11. The data processing system of claim 7, wherein the design option selection of package property data is determined via a technique selected from the group consisting of:

- a technique based on calculations of a data processing system;

- a technique based on calculations based on optimization criteria.

- a technique based on receiving predefined choices of options;

- a technique based on receiving user preferences via a GUI or via a file; - a technique based on knowledge based systems, rule-based systems and/or cased based systems;

- a technique based on Machine Learning;

- a technique based on any combination of the above.

12. The data processing system of claim 7, wherein design options are determined and/or selected based on optimization criteria selected from the group consisting of:

- criteria based on availability of 3D printing production resources ;

- criteria based on 3D printing material characteristics.

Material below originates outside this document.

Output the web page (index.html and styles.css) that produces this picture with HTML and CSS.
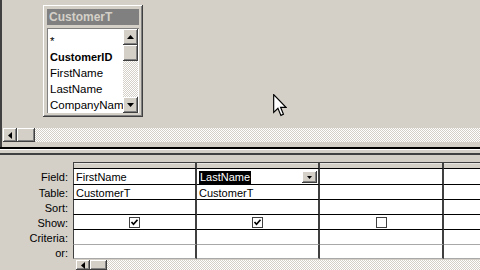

- criteria based on part protection requirements.

- criteria based on availability of packaging resources (e.g. packaging personnel, package storage) at the part manufacturing facility;

- criteria based on any combination of the above.

13. A non-transitory computer-readable medium encoded with executable instructions that, when executed, cause one or more data processing systems to: a) receive inputs on part property data of a set of parts to be contained within a package to be custom designed; wherein the part property data comprises at least geometry data of the part set; b) determine a design option selection of package property data depending on the part property data; wherein the package property data comprise package size data and package structure data; c) determine a design option selection of placement configuration data of the part set within the package based on a selected option of package property data and on the part property data; d) determine emboss feature data to be designed for part identification purposes on one or more package outer surfaces based on a selected option of placement configuration data and on the part geometry data; e) generate 3D printing data for 3D printing the custom designed package including the surface emboss feature data.

14. The non-transitory computer-readable medium of claim 13, wherein the package structure data comprise data selected from the group consisting of:

- corrugated package data;

- package material type data;

- pattern type around part cavities inside the package.

15. The non-transitory computer-readable medium of claim 14, wherein, in case of a selected option of a corrugated package, wherein item d) further includes determining cavity data to be designed for part hosting purposes within the inner corrugated part of the package based on a selected option of placement configuration data and on the part geometry data; and, wherein the 3D printing data generated in item e) consist in data for 3D printing the custom designed package including the surface emboss feature data and the inner cavity data.

16. The non-transitory computer-readable medium of claim, further configured to:

- 3D print the custom designed package based on the generated 3D printing data.

17. The non-transitory computer-readable medium of claim 13, wherein the design option selection of package property data is determined via a technique selected from the group consisting of:

- a technique based on calculations of a data processing system;

- a technique based on calculations based on optimization criteria.

- a technique based on receiving predefined choices of options;

- a technique based on receiving user preferences via a GUI or via a file;

- a technique based on knowledge based systems, rule-based systems and/or cased based systems;

- a technique based on Machine Learning;

- a technique based on any combination of the above.

18. The non-transitory computer-readable medium of claim 13, wherein design options are determined and/or selected based on optimization criteria selected from the group consisting of: - criteria based on availability of 3D printing production resources ;

- criteria based on 3D printing material characteristics.

- criteria based on part protection requirements.

- criteria based on availability of packaging resources (e.g. packaging personnel, package storage) at the part manufacturing facility;

- criteria based on any combination of the above.